非常に短い文章でとつとつと語られるエピソード。それに添えられる鏡に映ったような反転した文字。エピソードはそれぞれ繋がっていくけれど、それはショートムービーを見ているような、そしてその複数のショートストーリーが一つの物語となっているような、そんな物語。
どちらかといえば、苦手な分類なはずなのに、なぜか頁をめくる手が止まらない。それは「読ませる」文章であるからだとわたしは思う。先が知りたいのではなく、目が留まれないの。それがこの人の文章であり、「言葉」に対するアソビじゃないかと思う。
わたしは残念なほどに日本語しかできない。英語は簡単なのなら聞けば分かるけれど、話すことはできない。多和田さんは何ヶ国語かを操ることができる。
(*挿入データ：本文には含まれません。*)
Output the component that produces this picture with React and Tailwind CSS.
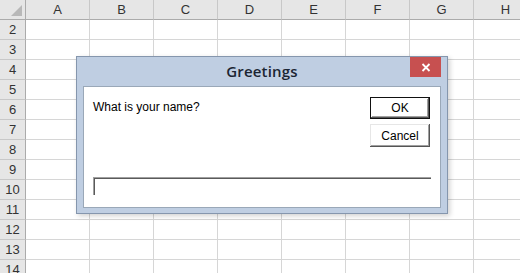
import React from "react";

const COLS = ["A", "B", "C", "D", "E", "F", "G", "H"];
const ROWS = [2, 3, 4, 5, 6, 7, 8, 9, 10, 11, 12, 13, 14];

const Sheet = () => (
  <div className="grid grid-cols-[26px_64px_64px_64px_64px_64px_64px_64px_64px] auto-rows-[20px]">
    <div className="relative bg-[#e6e6e6] border-r border-b border-[#ababab]">
      <div className="absolute right-[3px] bottom-[3px] w-0 h-0 border-l-[11px] border-l-transparent border-b-[11px] border-b-[#b8b8b8]" />
    </div>
    {COLS.map((c) => (
      <div
        key={c}
        className="bg-[#e6e6e6] border-r border-[#c8c8c8] border-b border-b-[#ababab] flex items-center justify-center text-[13px] text-[#333]"
      >
        {c}
      </div>
    ))}
    {ROWS.map((r) => (
      <React.Fragment key={r}>
        <div className="bg-[#e6e6e6] border-r border-[#ababab] border-b border-b-[#c8c8c8] flex items-center justify-center text-[13px] text-[#333]">
          {r}
        </div>
        {COLS.map((c) => (
          <div key={c} className="bg-white border-r border-b border-[#d6d6d6]" />
        ))}
      </React.Fragment>
    ))}
  </div>
);

const InputDialog = () => (
  <div className="absolute left-[76px] top-[56px] w-[372px] h-[158px] bg-[#bfcee2] border border-[#8596ad] shadow-[2px_2px_5px_rgba(0,0,0,0.18)] flex flex-col px-[6px] pb-[5px]">
    <div className="relative h-[29px] flex items-center justify-center">
      <span className="text-[15px] font-semibold text-[#1b2533] font-['Open_Sans',sans-serif] tracking-[0.2px]">
        Greetings
      </span>
      <button className="absolute right-0 top-0 w-[31px] h-[20px] bg-[#c75050] flex items-center justify-center">
        <svg width="10" height="9" viewBox="0 0 10 9">
          <path d="M1.5 1 L8.5 8 M8.5 1 L1.5 8" stroke="white" strokeWidth="1.8" />
        </svg>
      </button>
    </div>
    <div className="flex-1 bg-white border border-[#9aa8b8] flex flex-col px-[9px] pt-[10px] font-['Liberation_Sans',Arial,sans-serif]">
      <div className="flex justify-between">
        <p className="text-[12px] text-black pt-[1px]">What is your name?</p>
        <div className="flex flex-col gap-[5px] mr-[1px]">
          <button className="w-[60px] h-[22px] text-[12px] text-black bg-white border border-[#111] shadow-[inset_-1px_-1px_#555,inset_1px_1px_#fff,inset_-2px_-2px_#a0a0a0]">
            OK
          </button>
          <button className="w-[60px] h-[23px] text-[12px] text-black bg-white shadow-[inset_-1px_-1px_#555,inset_1px_1px_#e6e6e6,inset_-2px_-2px_#a0a0a0]">
            Cancel
          </button>
        </div>
      </div>
      <div className="mt-[30px] w-[338px] h-[18px] border-t border-l border-[#a0a0a0] shadow-[inset_1px_1px_#5a5a5a]" />
    </div>
  </div>
);

export default function App() {
  return (
    <div className="relative w-[520px] h-[273px] overflow-hidden bg-white font-['Liberation_Sans',Arial,sans-serif]">
      <Sheet />
      <InputDialog />
    </div>
  );
}
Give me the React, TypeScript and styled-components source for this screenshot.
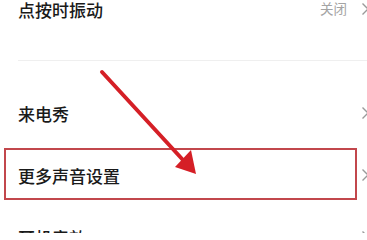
import React from "react";
import styled, { createGlobalStyle } from "styled-components";

const Global = createGlobalStyle`
  html, body { margin: 0; padding: 0; background: #fff; }
  body { width: 367px; height: 233px; overflow: hidden; }
`;

const Page = styled.div`
  position: relative;
  width: 367px;
  height: 233px;
  overflow: hidden;
  background: #ffffff;
  font-family: "Noto Sans CJK SC", "Noto Sans", sans-serif;
`;

const List = styled.div`
  display: flex;
  flex-direction: column;
  margin-top: -22px;
`;

const Row = styled.div<{ $h?: number }>`
  position: relative;
  display: flex;
  align-items: center;
  height: ${(p) => p.$h ?? 62}px;
  padding-left: 18px;
  padding-right: 0;
`;

const Label = styled.span`
  flex: 1;
  font-size: 17px;
  font-weight: 500;
  color: #1a1a1a;
  line-height: 1;
`;

const Value = styled.span`
  font-size: 13.5px;
  color: #a4a4a4;
  margin-right: 14px;
  line-height: 1;
`;

const Gap = styled.div<{ $h: number }>`
  height: ${(p) => p.$h}px;
`;

const Divider = styled.div`
  height: 1px;
  margin-left: 18px;
  background: #efefef;
`;

const Chevron = styled.svg`
  width: 9px;
  height: 14px;
  margin-right: -3px;
  flex: none;
`;

const Highlight = styled.div`
  position: absolute;
  left: 4px;
  top: 4px;
  width: 353px;
  height: 52px;
  box-sizing: border-box;
  border: 2px solid #c2474c;
  pointer-events: none;
`;

const ArrowLayer = styled.svg`
  position: absolute;
  left: 0;
  top: 0;
  width: 367px;
  height: 233px;
  pointer-events: none;
`;

const Arrow = () => (
  <Chevron viewBox="0 0 9 14">
    <path d="M1.5 1.5 L7 7 L1.5 12.5" fill="none" stroke="#9a9a9a" strokeWidth="1.4" />
  </Chevron>
);

export default function App() {
  return (
    <Page>
      <Global />
      <List>
        <Row>
          <Label>点按时振动</Label>
          <Value>关闭</Value>
          <Arrow />
        </Row>
        <Gap $h={20} />
        <Divider />
        <Gap $h={21} />
        <Row>
          <Label>来电秀</Label>
          <Arrow />
        </Row>
        <Row>
          <Label>更多声音设置</Label>
          <Arrow />
          <Highlight />
        </Row>
        <Row>
          <Label>耳机音效</Label>
          <Arrow />
        </Row>
      </List>
      <ArrowLayer viewBox="0 0 367 233">
        <line x1="102" y1="72" x2="183" y2="160" stroke="#d51f26" strokeWidth="4" strokeLinecap="round" />
        <polygon points="196,174 175,167 191,150" fill="#d51f26" />
      </ArrowLayer>
    </Page>
  );
}
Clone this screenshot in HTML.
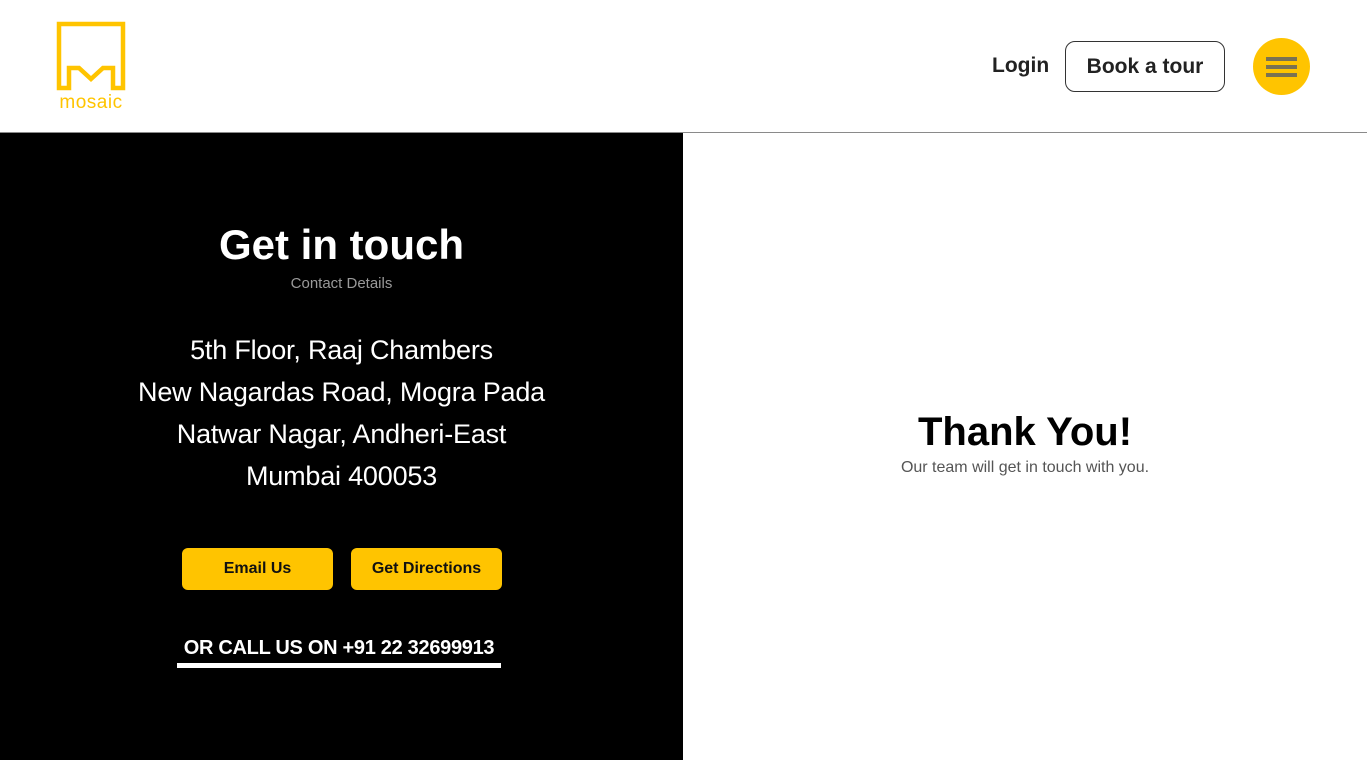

その違いをバンと突きつけられたらこんな形なのじゃないかと思う。
でも、可能であれば彼女の物語的物語を読みたいと思う。ショートで可能な範囲をはるかに越えた作品ではあるが、わたしの好みとは少し違うから。
でもこれは、ひとつの画期的な小説の体をなしていない小説だと思う。大きな詩、とでも言えばいいのか。これを可能にできる人は、今多和田さんしかいないと思う。